Bring your puppy home to a household that is ready for him. Be sure to have all the materials you will need to care for him, including the food your breeder or rescue organisation recommended, grooming tools and a crate. (Although not essential, you may want to substitute a water bowl for a water bottle to prevent discolouration to the fur around the mouth.) Introduce him slowly to any children or pets that might already live in the household. Closely monitor their interactions for the first few months, avoiding leaving them alone with the puppy.
Keep your Shih Tzu healthy with regular visits to a licensed veterinarian. Your puppy needs regular vaccinations, including the rabies vaccine. Shih Tzus are relatively healthy, but they can develop breathing problems due to their short noses. Although they are one of the sturdier of the small breeds, your puppy is still vulnerable to physical damage from larger animals and high falls.

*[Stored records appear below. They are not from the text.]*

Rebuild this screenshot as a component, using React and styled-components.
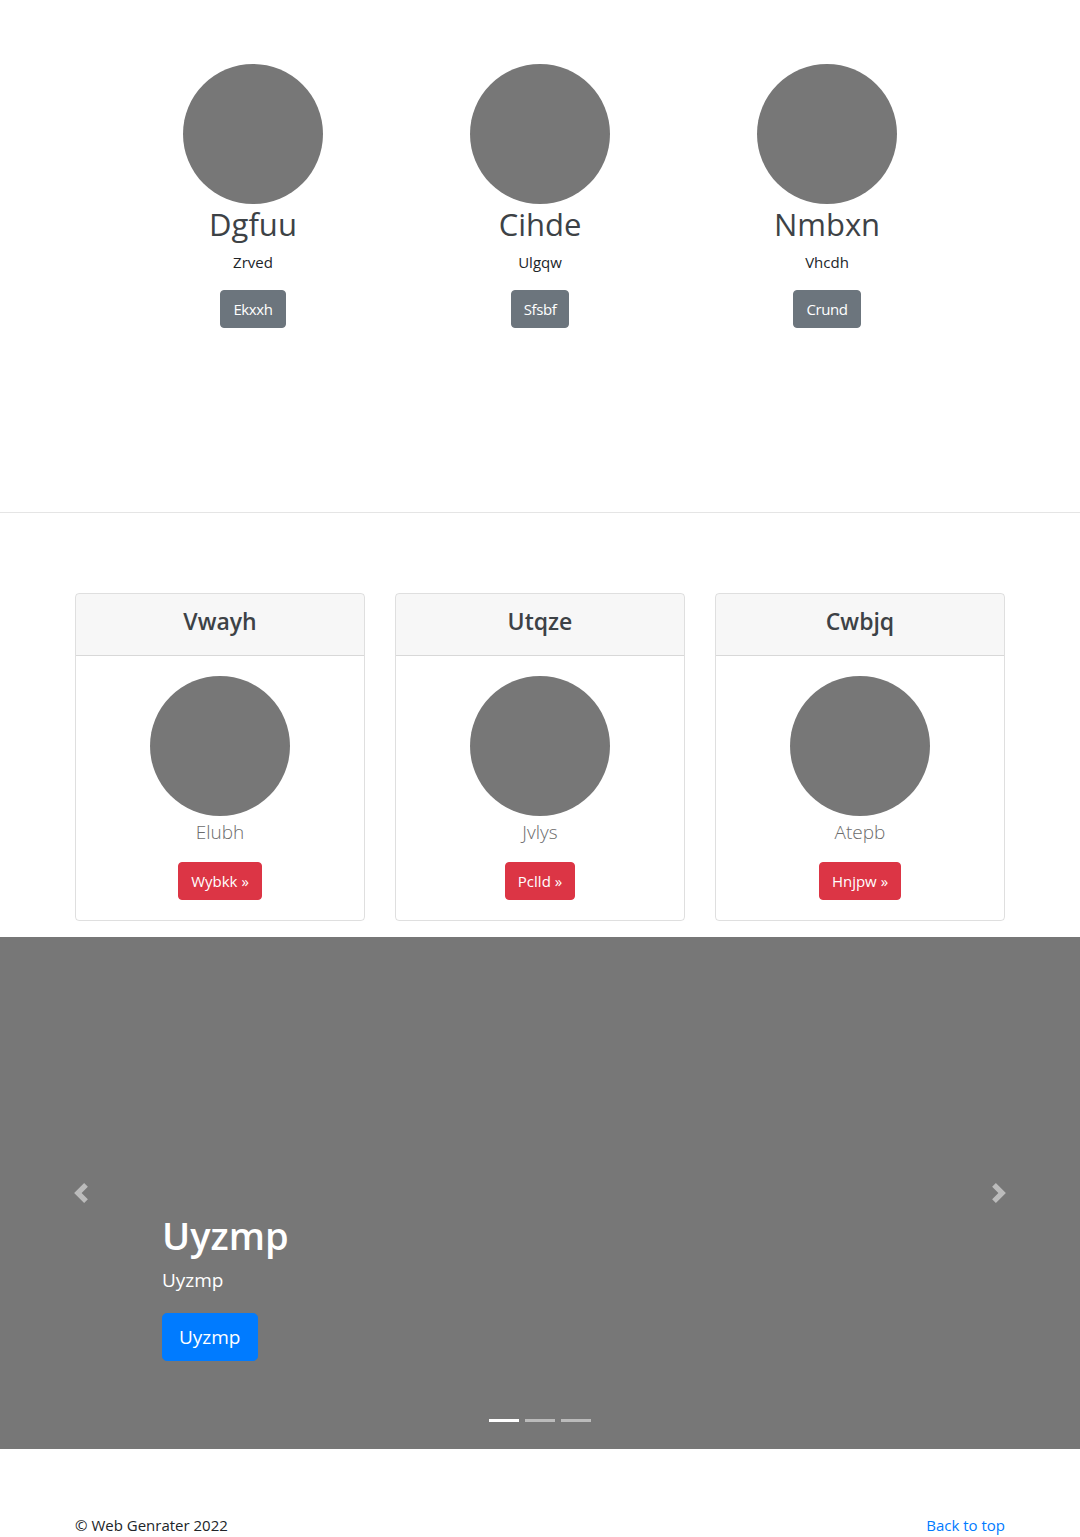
import styled, { createGlobalStyle } from 'styled-components'

const GlobalStyle = createGlobalStyle`
  body {
    margin: 0;
    font-family: 'Open Sans', 'Noto Sans', sans-serif;
    font-size: 16px;
    line-height: 1.5;
    color: #212529;
    background: #fff;
  }
  * {
    box-sizing: border-box;
  }
`

const features = [
  { title: 'Dgfuu', text: 'Zrved', btn: 'Ekxxh' },
  { title: 'Cihde', text: 'Ulgqw', btn: 'Sfsbf' },
  { title: 'Nmbxn', text: 'Vhcdh', btn: 'Crund' },
]

const cards = [
  { title: 'Vwayh', text: 'Elubh', btn: 'Wybkk' },
  { title: 'Utqze', text: 'Jvlys', btn: 'Pclld' },
  { title: 'Cwbjq', text: 'Atepb', btn: 'Hnjpw' },
]

const ChevronLeft = () => (
  <svg width='20' height='20' viewBox='0 0 8 8' fill='#fff'>
    <path d='M5.25 0l-4 4 4 4 1.5-1.5L4.25 4l2.5-2.5L5.25 0z' />
  </svg>
)

const ChevronRight = () => (
  <svg width='20' height='20' viewBox='0 0 8 8' fill='#fff'>
    <path d='M2.75 0l-1.5 1.5L3.75 4l-2.5 2.5L2.75 8l4-4-4-4z' />
  </svg>
)

const App = () => {
  return (
    <>
      <GlobalStyle />
      <FeatureSection>
        <FeatureRow>
          {features.map((f) => (
            <Feature key={f.title}>
              <Circle />
              <FeatureTitle>{f.title}</FeatureTitle>
              <FeatureText>{f.text}</FeatureText>
              <Button variant='secondary'>{f.btn}</Button>
            </Feature>
          ))}
        </FeatureRow>
      </FeatureSection>

      <CardSection>
        {cards.map((c) => (
          <Card key={c.title}>
            <CardHeader>
              <h4>{c.title}</h4>
            </CardHeader>
            <CardBody>
              <Circle />
              <Lead>{c.text}</Lead>
              <Button variant='danger'>{c.btn} &raquo;</Button>
            </CardBody>
          </Card>
        ))}
      </CardSection>

      <Carousel>
        <Control>
          <ChevronLeft />
        </Control>
        <Caption>
          <h1>Uyzmp</h1>
          <p>Uyzmp</p>
          <Button variant='primary' large>
            Uyzmp
          </Button>
        </Caption>
        <Control>
          <ChevronRight />
        </Control>
        <Indicators>
          <Indicator active />
          <Indicator />
          <Indicator />
        </Indicators>
      </Carousel>

      <Footer>
        <span>&copy; Web Genrater 2022</span>
        <a href='#'>Back to top</a>
      </Footer>
    </>
  )
}

const FeatureSection = styled.section`
  height: 513px;
  padding-top: 64px;
  border-bottom: 1px solid #e5e5e5;
`

const FeatureRow = styled.div`
  display: grid;
  grid-template-columns: repeat(3, 287px);
  justify-content: center;
`

const Feature = styled.div`
  display: flex;
  flex-direction: column;
  align-items: center;
  text-align: center;
`

const Circle = styled.div`
  width: 140px;
  height: 140px;
  border-radius: 50%;
  background: #777;
  flex-shrink: 0;
`

const FeatureTitle = styled.h2`
  margin: 2px 0 8px;
  font-size: 31px;
  font-weight: 400;
  line-height: 1.2;
  color: #3d4246;
`

const FeatureText = styled.p`
  margin: 0 0 16px;
  font-size: 15px;
`

const colors = {
  primary: '#007bff',
  secondary: '#6c757d',
  danger: '#dc3545',
}

const Button = styled.a`
  display: inline-block;
  background: ${(p) => colors[p.variant]};
  color: #fff;
  font-size: ${(p) => (p.large ? '19px' : '15px')};
  line-height: ${(p) => (p.large ? '30px' : '24px')};
  padding: ${(p) => (p.large ? '8px 16px' : '6px 12px')};
  border: 1px solid ${(p) => colors[p.variant]};
  border-radius: ${(p) => (p.large ? '4.8px' : '4px')};
  text-decoration: none;
  letter-spacing: ${(p) => (p.variant === 'secondary' ? '-0.4px' : '0')};
`

const CardSection = styled.section`
  width: 930px;
  margin: 80px auto 16px;
  display: grid;
  grid-template-columns: repeat(3, 1fr);
  gap: 30px;
`

const Card = styled.div`
  border: 1px solid rgba(0, 0, 0, 0.125);
  border-radius: 4px;
  overflow: hidden;
  text-align: center;
`

const CardHeader = styled.div`
  background: rgba(0, 0, 0, 0.03);
  border-bottom: 1px solid rgba(0, 0, 0, 0.125);
  padding: 13px 20px 12px;

  h4 {
    margin: 0 0 8px;
    font-size: 23px;
    font-weight: 600;
    line-height: 28px;
    color: #3d4246;
  }
`

const CardBody = styled.div`
  padding: 20px;
  display: flex;
  flex-direction: column;
  align-items: center;
`

const Lead = styled.p`
  margin: 1px 0 15px;
  font-size: 19px;
  font-weight: 300;
  line-height: 30px;
  color: #6c6c6c;
`

const Carousel = styled.section`
  position: relative;
  height: 512px;
  background: #777;
  display: grid;
  grid-template-columns: 15% 1fr 15%;
`

const Control = styled.div`
  display: flex;
  align-items: center;
  justify-content: center;
  opacity: 0.5;
`

const Caption = styled.div`
  display: flex;
  flex-direction: column;
  align-items: flex-start;
  justify-content: flex-end;
  padding-bottom: 88px;
  color: #fff;

  h1 {
    margin: 0 0 7px;
    font-size: 38px;
    font-weight: 600;
    line-height: 1.2;
  }

  p {
    margin: 0 0 19px;
    font-size: 19px;
    line-height: 1.5;
  }
`

const Indicators = styled.div`
  position: absolute;
  left: 0;
  right: 0;
  bottom: 27px;
  display: flex;
  justify-content: center;
  gap: 6px;
`

const Indicator = styled.span`
  width: 30px;
  height: 3px;
  background: #fff;
  opacity: ${(p) => (p.active ? 1 : 0.5)};
`

const Footer = styled.footer`
  width: 930px;
  margin: 64px auto 0;
  display: flex;
  justify-content: space-between;
  font-size: 15px;
  line-height: 24px;

  a {
    color: #007bff;
    text-decoration: none;
  }
`

export default App
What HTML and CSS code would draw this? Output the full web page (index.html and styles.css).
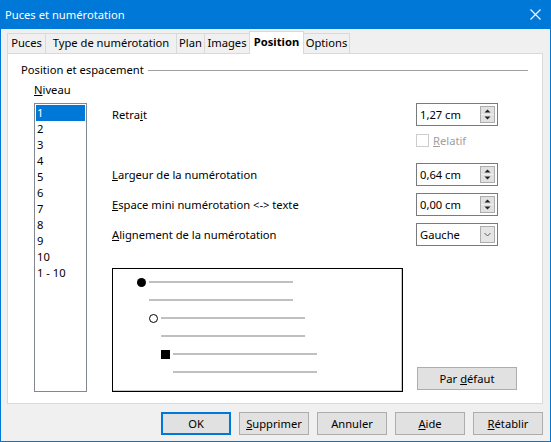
FILE: index.html
```
<!DOCTYPE html>
<html lang="fr">
<head>
<meta charset="utf-8">
<title>Puces et numérotation</title>
<link rel="stylesheet" href="styles.css">
</head>
<body>
<div class="window">
  <div class="titlebar">
    <span class="title">Puces et numérotation</span>
    <svg class="close" width="11" height="11" viewBox="0 0 11 11"><path d="M0.5 0.5L10.5 10.5M10.5 0.5L0.5 10.5" stroke="#ffffff" stroke-width="1.1" fill="none"/></svg>
  </div>
  <div class="main">
    <div class="tabs">
      <div class="tab t-puces">Puces</div>
      <div class="tab t-type">Type de numérotation</div>
      <div class="tab t-plan">Plan</div>
      <div class="tab t-images">Images</div>
      <div class="tab active t-position">Position</div>
      <div class="tab t-options">Options</div>
    </div>
    <div class="panel">
      <div class="group-head"><span class="group-title">Position et espacement</span><span class="rule"></span></div>
      <div class="group-body">
        <div class="level-col">
          <div class="level-label"><u>N</u>iveau</div>
          <ul class="level-list">
            <li class="sel">1</li>
            <li>2</li>
            <li>3</li>
            <li>4</li>
            <li>5</li>
            <li>6</li>
            <li>7</li>
            <li>8</li>
            <li>9</li>
            <li>10</li>
            <li>1 - 10</li>
          </ul>
        </div>
        <div class="settings">
          <div class="row">
            <span class="label">Retra<u>i</u>t</span>
            <div class="field">
              <span class="value">1,27 cm</span>
              <svg class="spinbtn" width="15" height="17" viewBox="0 0 15 17"><rect x="0.5" y="0.5" width="14" height="16" fill="#e1e1e1" stroke="#adadad"/><line x1="1" y1="8.5" x2="14" y2="8.5" stroke="#f0f0f0"/><polygon points="4.5,6.5 10.5,6.5 7.5,3.5" fill="#202020"/><polygon points="4.5,10.5 10.5,10.5 7.5,13.5" fill="#202020"/></svg>
            </div>
          </div>
          <div class="row check-row">
            <span class="label"></span>
            <div class="check">
              <span class="checkbox"></span>
              <span class="check-label"><u>R</u>elatif</span>
            </div>
          </div>
          <div class="row r-largeur">
            <span class="label"><u>L</u>argeur de la numérotation</span>
            <div class="field">
              <span class="value">0,64 cm</span>
              <svg class="spinbtn" width="15" height="17" viewBox="0 0 15 17"><rect x="0.5" y="0.5" width="14" height="16" fill="#e1e1e1" stroke="#adadad"/><line x1="1" y1="8.5" x2="14" y2="8.5" stroke="#f0f0f0"/><polygon points="4.5,6.5 10.5,6.5 7.5,3.5" fill="#202020"/><polygon points="4.5,10.5 10.5,10.5 7.5,13.5" fill="#202020"/></svg>
            </div>
          </div>
          <div class="row r-next">
            <span class="label"><u>E</u>space mini numérotation &lt;-&gt; texte</span>
            <div class="field">
              <span class="value">0,00 cm</span>
              <svg class="spinbtn" width="15" height="17" viewBox="0 0 15 17"><rect x="0.5" y="0.5" width="14" height="16" fill="#e1e1e1" stroke="#adadad"/><line x1="1" y1="8.5" x2="14" y2="8.5" stroke="#f0f0f0"/><polygon points="4.5,6.5 10.5,6.5 7.5,3.5" fill="#202020"/><polygon points="4.5,10.5 10.5,10.5 7.5,13.5" fill="#202020"/></svg>
            </div>
          </div>
          <div class="row r-next">
            <span class="label"><u>A</u>lignement de la numérotation</span>
            <div class="field">
              <span class="value">Gauche</span>
              <svg class="spinbtn" width="15" height="17" viewBox="0 0 15 17"><rect x="0.5" y="0.5" width="14" height="16" fill="#e5e5e5" stroke="#adadad"/><polyline points="4.5,7 7.5,10 10.5,7" fill="none" stroke="#606060" stroke-width="1"/></svg>
            </div>
          </div>
          <div class="preview-row">
            <div class="preview">
              <div class="pline i1"><span class="marker dot"></span><span class="bar"></span></div>
              <div class="pline i1"><span class="bar"></span></div>
              <div class="pline i2"><span class="marker ring"></span><span class="bar"></span></div>
              <div class="pline i2"><span class="bar"></span></div>
              <div class="pline i3"><span class="marker square"></span><span class="bar"></span></div>
              <div class="pline i3"><span class="bar"></span></div>
            </div>
            <button class="btn default-btn">Par <u>d</u>éfaut</button>
          </div>
        </div>
      </div>
    </div>
    <div class="buttons">
      <button class="btn primary">OK</button>
      <button class="btn"><u>S</u>upprimer</button>
      <button class="btn">Annuler</button>
      <button class="btn"><u>A</u>ide</button>
      <button class="btn"><u>R</u>établir</button>
    </div>
  </div>
</div>
</body>
</html>
```
FILE: styles.css
```
* {
  box-sizing: border-box;
}

html, body {
  margin: 0;
  padding: 0;
}

body {
  width: 551px;
  height: 442px;
  overflow: hidden;
  font-family: "Noto Sans", "Open Sans", sans-serif;
  font-size: 11.2px;
  line-height: 16px;
  color: #000;
}

.window {
  width: 551px;
  height: 442px;
  background: #f0f0f0;
  border: 1px solid #0078d7;
  border-top: none;
  display: flex;
  flex-direction: column;
}

.titlebar {
  height: 29px;
  background: #0078d7;
  color: #fff;
  display: flex;
  align-items: center;
  padding-left: 4px;
  padding-right: 9px;
}

.title {
  flex: 1;
}

.close {
  display: block;
}

.main {
  padding: 2px 7px 0 6px;
  display: flex;
  flex-direction: column;
}

.tabs {
  height: 22px;
  display: flex;
  align-items: flex-end;
}

.tab {
  height: 20px;
  border: 1px solid #d9d9d9;
  border-bottom: none;
  background: #f0f0f0;
  text-align: center;
  line-height: 18px;
  white-space: nowrap;
  margin-left: -1px;
}

.tab:first-child {
  margin-left: 0;
}

.tab.active {
  height: 23px;
  background: #fff;
  font-weight: bold;
  margin-bottom: -1px;
  position: relative;
  z-index: 1;
  line-height: 20px;
}

.t-puces { width: 39px; }
.t-type { width: 132px; }
.t-plan { width: 29px; }
.t-images { width: 46px; }
.t-position { width: 55px; }
.t-options { width: 47px; }

.panel {
  height: 351px;
  background: #fff;
  border: 1px solid #d9d9d9;
  display: flex;
  flex-direction: column;
}

.group-head {
  margin-top: 8px;
  height: 16px;
  display: flex;
  align-items: center;
  padding-left: 13px;
  padding-right: 14px;
}

.group-title {
  white-space: nowrap;
}

.rule {
  flex: 1;
  height: 1px;
  background: #a0a0a0;
  margin-left: 4px;
}

.group-body {
  display: flex;
  align-items: flex-start;
  padding-left: 26px;
}

.level-col {
  width: 53px;
  margin-top: 4px;
  margin-right: 25px;
}

.level-label {
  height: 16px;
  white-space: nowrap;
}

.level-list {
  list-style: none;
  margin: 5px 0 0 0;
  padding: 1px;
  height: 289px;
  border: 1px solid #828790;
  background: #fff;
}

.level-list li {
  height: 16px;
  line-height: 16px;
  padding-left: 1px;
  white-space: nowrap;
}

.level-list li.sel {
  background: #0078d7;
  color: #fff;
}

.settings {
  width: 405px;
  margin-top: 25px;
  display: flex;
  flex-direction: column;
}

.row {
  display: flex;
  align-items: center;
  margin-right: 19px;
}

.label {
  flex: 1;
  white-space: nowrap;
}

.field {
  width: 82px;
  height: 23px;
  border: 1px solid #7a7a7a;
  background: #fff;
  display: flex;
  align-items: center;
  padding-left: 3px;
  padding-right: 2px;
}

.value {
  flex: 1;
  white-space: nowrap;
}

.spinbtn {
  display: block;
}

.check-row {
  margin-top: 8px;
  height: 13px;
}

.check {
  width: 82px;
  display: flex;
  align-items: center;
}

.checkbox {
  width: 13px;
  height: 13px;
  border: 1px solid #cccccc;
  background: #fff;
  margin-right: 4px;
}

.check-label {
  color: #a0a0a0;
}

.r-largeur {
  margin-top: 16px;
}

.r-next {
  margin-top: 7px;
}

.preview-row {
  margin-top: 22px;
  display: flex;
  align-items: flex-end;
}

.preview {
  width: 291px;
  height: 124px;
  border: 1px solid #000;
  box-shadow: inset -1px -1px 0 #c8c8c8;
  background: #fff;
  padding-top: 4px;
  display: flex;
  flex-direction: column;
}

.pline {
  height: 18px;
  display: flex;
  align-items: center;
}

.pline.i1 { padding-left: 36px; }
.pline.i2 { padding-left: 48px; }
.pline.i3 { padding-left: 60px; }

.bar {
  width: 144px;
  height: 2px;
  background: #c0c0c0;
}

.marker {
  width: 9px;
  height: 9px;
  margin-left: -12px;
  margin-right: 3px;
}

.marker.dot {
  background: #000;
  border-radius: 50%;
}

.marker.ring {
  border: 1px solid #000;
  border-radius: 50%;
  background: #fff;
}

.marker.square {
  background: #000;
}

.btn {
  font-family: "Noto Sans", "Open Sans", sans-serif;
  font-size: 11.2px;
  line-height: 16px;
  color: #000;
  background: #e1e1e1;
  border: 1px solid #adadad;
  height: 23px;
  padding: 0;
  text-align: center;
  white-space: nowrap;
}

.default-btn {
  width: 100px;
  margin-left: 14px;
  margin-bottom: 2px;
}

.buttons {
  margin-top: 8px;
  display: flex;
  justify-content: flex-end;
  gap: 8px;
}

.buttons .btn {
  width: 70px;
}

.buttons .btn.primary {
  border: 2px solid #0078d7;
}
```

Start training your Shih Tzu early because they are not the easiest breed to train. Housebreaking and crate training are both essential and go hand in hand. Both processes can take up to 2 months to complete. Your Shih Tzu should also know the "sit," "come" and "down" commands as safety precautions. Other commands that will be helpful while raising your puppy are the "no" and "leave it" commands. The more commands your Shih Tzu knows, the easier it will be to raise him. Consider enrolling your puppy in obedience classes to help you.
Make sure that your puppy gets accustomed to being groomed from the start. As a long haired breed, Shih Tzus can become matted if they are not brushed out daily and bathed every 4 to 6 weeks. Nails will have to be trimmed about once a month, too. The earlier your puppy is groomed, the better he will tolerate it as he gets older. Also, consider the amount of time and money you are willing to spend to keep your puppy groomed. Although a Shih Tzu can grow his hair fairly long, you might consider keeping it cut short to make it easier to manage.